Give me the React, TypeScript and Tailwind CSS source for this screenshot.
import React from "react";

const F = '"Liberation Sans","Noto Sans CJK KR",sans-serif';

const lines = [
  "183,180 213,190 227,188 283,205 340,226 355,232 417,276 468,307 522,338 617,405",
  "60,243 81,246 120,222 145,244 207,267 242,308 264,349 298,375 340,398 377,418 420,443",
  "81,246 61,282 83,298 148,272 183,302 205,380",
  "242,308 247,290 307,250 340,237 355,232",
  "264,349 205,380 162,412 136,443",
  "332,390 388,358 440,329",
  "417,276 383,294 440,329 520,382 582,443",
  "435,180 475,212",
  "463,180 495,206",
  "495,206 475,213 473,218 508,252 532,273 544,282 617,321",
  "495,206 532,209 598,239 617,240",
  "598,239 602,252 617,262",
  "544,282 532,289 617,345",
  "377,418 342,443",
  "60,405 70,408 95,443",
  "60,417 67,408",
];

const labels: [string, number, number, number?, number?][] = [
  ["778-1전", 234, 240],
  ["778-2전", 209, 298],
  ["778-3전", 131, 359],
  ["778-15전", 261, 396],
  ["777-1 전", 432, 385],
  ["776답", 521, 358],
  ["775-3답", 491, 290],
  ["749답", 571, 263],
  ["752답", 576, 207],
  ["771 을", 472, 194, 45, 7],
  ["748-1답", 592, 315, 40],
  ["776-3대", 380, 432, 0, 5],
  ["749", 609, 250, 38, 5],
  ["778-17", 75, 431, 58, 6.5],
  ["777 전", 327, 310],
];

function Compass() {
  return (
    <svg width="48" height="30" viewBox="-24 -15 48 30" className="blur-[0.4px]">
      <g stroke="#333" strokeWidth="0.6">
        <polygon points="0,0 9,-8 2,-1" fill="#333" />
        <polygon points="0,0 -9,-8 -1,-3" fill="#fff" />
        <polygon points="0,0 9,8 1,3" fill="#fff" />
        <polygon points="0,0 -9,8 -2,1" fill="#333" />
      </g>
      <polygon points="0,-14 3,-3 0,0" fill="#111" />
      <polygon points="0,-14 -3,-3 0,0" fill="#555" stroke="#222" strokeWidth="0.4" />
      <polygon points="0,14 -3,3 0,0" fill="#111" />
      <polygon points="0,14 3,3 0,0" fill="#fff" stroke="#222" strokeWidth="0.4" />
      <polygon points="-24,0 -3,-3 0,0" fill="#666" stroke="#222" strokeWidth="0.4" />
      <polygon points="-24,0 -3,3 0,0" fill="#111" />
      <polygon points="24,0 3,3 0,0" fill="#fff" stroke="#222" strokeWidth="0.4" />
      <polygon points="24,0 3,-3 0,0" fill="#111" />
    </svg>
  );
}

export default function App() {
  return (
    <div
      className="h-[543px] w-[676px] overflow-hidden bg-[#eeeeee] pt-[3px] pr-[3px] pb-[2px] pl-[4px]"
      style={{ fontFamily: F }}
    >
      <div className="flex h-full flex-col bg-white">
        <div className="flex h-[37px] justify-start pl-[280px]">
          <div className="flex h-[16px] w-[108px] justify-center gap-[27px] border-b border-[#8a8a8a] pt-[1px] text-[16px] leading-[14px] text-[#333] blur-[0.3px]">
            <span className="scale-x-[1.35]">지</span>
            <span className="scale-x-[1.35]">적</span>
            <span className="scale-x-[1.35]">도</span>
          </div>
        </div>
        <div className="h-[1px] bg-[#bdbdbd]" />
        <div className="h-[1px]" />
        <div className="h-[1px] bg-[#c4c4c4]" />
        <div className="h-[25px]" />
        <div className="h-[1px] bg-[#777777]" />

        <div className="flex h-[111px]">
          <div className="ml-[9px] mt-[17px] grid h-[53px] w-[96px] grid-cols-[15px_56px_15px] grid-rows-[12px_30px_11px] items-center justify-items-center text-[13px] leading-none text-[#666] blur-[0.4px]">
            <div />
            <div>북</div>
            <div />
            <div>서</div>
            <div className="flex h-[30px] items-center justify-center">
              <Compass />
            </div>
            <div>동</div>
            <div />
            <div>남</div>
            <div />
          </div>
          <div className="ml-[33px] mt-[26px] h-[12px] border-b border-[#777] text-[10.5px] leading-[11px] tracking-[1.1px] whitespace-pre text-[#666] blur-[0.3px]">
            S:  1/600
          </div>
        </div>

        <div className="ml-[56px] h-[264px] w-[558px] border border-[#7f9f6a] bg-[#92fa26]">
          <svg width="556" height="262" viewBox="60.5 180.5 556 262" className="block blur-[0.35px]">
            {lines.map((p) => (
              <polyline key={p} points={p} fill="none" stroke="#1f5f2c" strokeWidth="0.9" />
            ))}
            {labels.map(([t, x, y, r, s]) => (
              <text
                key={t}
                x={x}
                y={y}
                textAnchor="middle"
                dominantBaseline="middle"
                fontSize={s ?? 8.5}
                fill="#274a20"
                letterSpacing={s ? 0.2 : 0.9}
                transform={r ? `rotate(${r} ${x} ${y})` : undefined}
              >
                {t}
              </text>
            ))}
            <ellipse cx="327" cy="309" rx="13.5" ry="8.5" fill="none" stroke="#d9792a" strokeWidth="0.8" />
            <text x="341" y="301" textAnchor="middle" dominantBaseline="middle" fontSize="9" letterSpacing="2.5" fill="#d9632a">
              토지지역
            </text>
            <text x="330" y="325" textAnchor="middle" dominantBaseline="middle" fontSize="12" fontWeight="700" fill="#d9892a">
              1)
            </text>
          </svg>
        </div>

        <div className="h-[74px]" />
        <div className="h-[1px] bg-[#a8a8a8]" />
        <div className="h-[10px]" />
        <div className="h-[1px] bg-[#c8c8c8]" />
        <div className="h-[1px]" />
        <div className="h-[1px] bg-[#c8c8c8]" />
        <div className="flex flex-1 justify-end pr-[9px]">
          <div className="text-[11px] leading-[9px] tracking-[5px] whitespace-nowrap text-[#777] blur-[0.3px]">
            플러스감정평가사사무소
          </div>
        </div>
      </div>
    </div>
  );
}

## Directions for this task
Transcribe all of the material exactly. Omit nothing.

## Written response
Give me the React, TypeScript and Tailwind CSS source for this screenshot.
import React from "react";

const F = '"Liberation Sans","Noto Sans CJK KR",sans-serif';

const lines = [
  "183,180 213,190 227,188 283,205 340,226 355,232 417,276 468,307 522,338 617,405",
  "60,243 81,246 120,222 145,244 207,267 242,308 264,349 298,375 340,398 377,418 420,443",
  "81,246 61,282 83,298 148,272 183,302 205,380",
  "242,308 247,290 307,250 340,237 355,232",
  "264,349 205,380 162,412 136,443",
  "332,390 388,358 440,329",
  "417,276 383,294 440,329 520,382 582,443",
  "435,180 475,212",
  "463,180 495,206",
  "495,206 475,213 473,218 508,252 532,273 544,282 617,321",
  "495,206 532,209 598,239 617,240",
  "598,239 602,252 617,262",
  "544,282 532,289 617,345",
  "377,418 342,443",
  "60,405 70,408 95,443",
  "60,417 67,408",
];

const labels: [string, number, number, number?, number?][] = [
  ["778-1전", 234, 240],
  ["778-2전", 209, 298],
  ["778-3전", 131, 359],
  ["778-15전", 261, 396],
  ["777-1 전", 432, 385],
  ["776답", 521, 358],
  ["775-3답", 491, 290],
  ["749답", 571, 263],
  ["752답", 576, 207],
  ["771 을", 472, 194, 45, 7],
  ["748-1답", 592, 315, 40],
  ["776-3대", 380, 432, 0, 5],
  ["749", 609, 250, 38, 5],
  ["778-17", 75, 431, 58, 6.5],
  ["777 전", 327, 310],
];

function Compass() {
  return (
    <svg width="48" height="30" viewBox="-24 -15 48 30" className="blur-[0.4px]">
      <g stroke="#333" strokeWidth="0.6">
        <polygon points="0,0 9,-8 2,-1" fill="#333" />
        <polygon points="0,0 -9,-8 -1,-3" fill="#fff" />
        <polygon points="0,0 9,8 1,3" fill="#fff" />
        <polygon points="0,0 -9,8 -2,1" fill="#333" />
      </g>
      <polygon points="0,-14 3,-3 0,0" fill="#111" />
      <polygon points="0,-14 -3,-3 0,0" fill="#555" stroke="#222" strokeWidth="0.4" />
      <polygon points="0,14 -3,3 0,0" fill="#111" />
      <polygon points="0,14 3,3 0,0" fill="#fff" stroke="#222" strokeWidth="0.4" />
      <polygon points="-24,0 -3,-3 0,0" fill="#666" stroke="#222" strokeWidth="0.4" />
      <polygon points="-24,0 -3,3 0,0" fill="#111" />
      <polygon points="24,0 3,3 0,0" fill="#fff" stroke="#222" strokeWidth="0.4" />
      <polygon points="24,0 3,-3 0,0" fill="#111" />
    </svg>
  );
}

export default function App() {
  return (
    <div
      className="h-[543px] w-[676px] overflow-hidden bg-[#eeeeee] pt-[3px] pr-[3px] pb-[2px] pl-[4px]"
      style={{ fontFamily: F }}
    >
      <div className="flex h-full flex-col bg-white">
        <div className="flex h-[37px] justify-start pl-[280px]">
          <div className="flex h-[16px] w-[108px] justify-center gap-[27px] border-b border-[#8a8a8a] pt-[1px] text-[16px] leading-[14px] text-[#333] blur-[0.3px]">
            <span className="scale-x-[1.35]">지</span>
            <span className="scale-x-[1.35]">적</span>
            <span className="scale-x-[1.35]">도</span>
          </div>
        </div>
        <div className="h-[1px] bg-[#bdbdbd]" />
        <div className="h-[1px]" />
        <div className="h-[1px] bg-[#c4c4c4]" />
        <div className="h-[25px]" />
        <div className="h-[1px] bg-[#777777]" />

        <div className="flex h-[111px]">
          <div className="ml-[9px] mt-[17px] grid h-[53px] w-[96px] grid-cols-[15px_56px_15px] grid-rows-[12px_30px_11px] items-center justify-items-center text-[13px] leading-none text-[#666] blur-[0.4px]">
            <div />
            <div>북</div>
            <div />
            <div>서</div>
            <div className="flex h-[30px] items-center justify-center">
              <Compass />
            </div>
            <div>동</div>
            <div />
            <div>남</div>
            <div />
          </div>
          <div className="ml-[33px] mt-[26px] h-[12px] border-b border-[#777] text-[10.5px] leading-[11px] tracking-[1.1px] whitespace-pre text-[#666] blur-[0.3px]">
            S:  1/600
          </div>
        </div>

        <div className="ml-[56px] h-[264px] w-[558px] border border-[#7f9f6a] bg-[#92fa26]">
          <svg width="556" height="262" viewBox="60.5 180.5 556 262" className="block blur-[0.35px]">
            {lines.map((p) => (
              <polyline key={p} points={p} fill="none" stroke="#1f5f2c" strokeWidth="0.9" />
            ))}
            {labels.map(([t, x, y, r, s]) => (
              <text
                key={t}
                x={x}
                y={y}
                textAnchor="middle"
                dominantBaseline="middle"
                fontSize={s ?? 8.5}
                fill="#274a20"
                letterSpacing={s ? 0.2 : 0.9}
                transform={r ? `rotate(${r} ${x} ${y})` : undefined}
              >
                {t}
              </text>
            ))}
            <ellipse cx="327" cy="309" rx="13.5" ry="8.5" fill="none" stroke="#d9792a" strokeWidth="0.8" />
            <text x="341" y="301" textAnchor="middle" dominantBaseline="middle" fontSize="9" letterSpacing="2.5" fill="#d9632a">
              토지지역
            </text>
            <text x="330" y="325" textAnchor="middle" dominantBaseline="middle" fontSize="12" fontWeight="700" fill="#d9892a">
              1)
            </text>
          </svg>
        </div>

        <div className="h-[74px]" />
        <div className="h-[1px] bg-[#a8a8a8]" />
        <div className="h-[10px]" />
        <div className="h-[1px] bg-[#c8c8c8]" />
        <div className="h-[1px]" />
        <div className="h-[1px] bg-[#c8c8c8]" />
        <div className="flex flex-1 justify-end pr-[9px]">
          <div className="text-[11px] leading-[9px] tracking-[5px] whitespace-nowrap text-[#777] blur-[0.3px]">
            플러스감정평가사사무소
          </div>
        </div>
      </div>
    </div>
  );
}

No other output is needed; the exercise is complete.